3. Improved Consistency Models
Many NoSQL databases are working on improving their consistency models to provide stronger guarantees while maintaining their scalability and performance advantages.
4. Cloud-Native Databases
With the increasing adoption of cloud computing, we’re seeing the emergence of cloud-native NoSQL databases designed to take full advantage of cloud infrastructure and provide seamless scalability and management.
5. Enhanced Security Features
As NoSQL databases are increasingly used for sensitive and regulated data, we can expect to see more advanced security features, including improved encryption, access controls, and auditing capabilities.
Conclusion
NoSQL databases have revolutionized the way we think about data management, offering solutions to handle the scale, speed, and complexity of modern data-driven applications. While they’re not a replacement for traditional relational databases in all scenarios, NoSQL databases provide powerful tools for addressing specific data management challenges.

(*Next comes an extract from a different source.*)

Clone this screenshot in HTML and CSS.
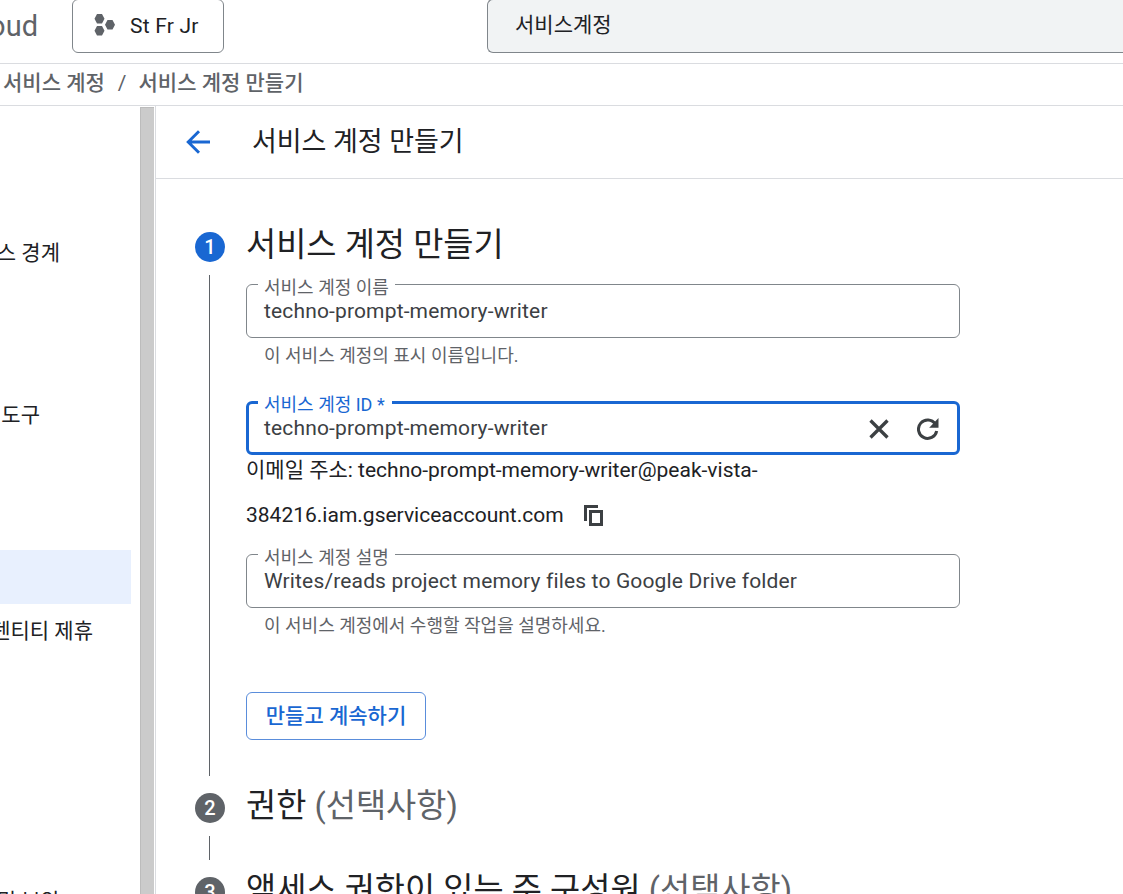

As you consider adopting NoSQL technologies, it’s crucial to carefully evaluate your specific needs, understand the strengths and limitations of different NoSQL solutions, and choose the right tool for the job. With their flexibility, scalability, and performance advantages, NoSQL databases are well-positioned to play a central role in the future of data management and analytics.
Whether you’re building a social network, managing IoT data, or developing a content management system, understanding and leveraging NoSQL databases can give you a significant competitive advantage in today’s data-driven world. As the technology continues to evolve and mature, we can expect to see even more innovative uses and capabilities emerging in the NoSQL landscape.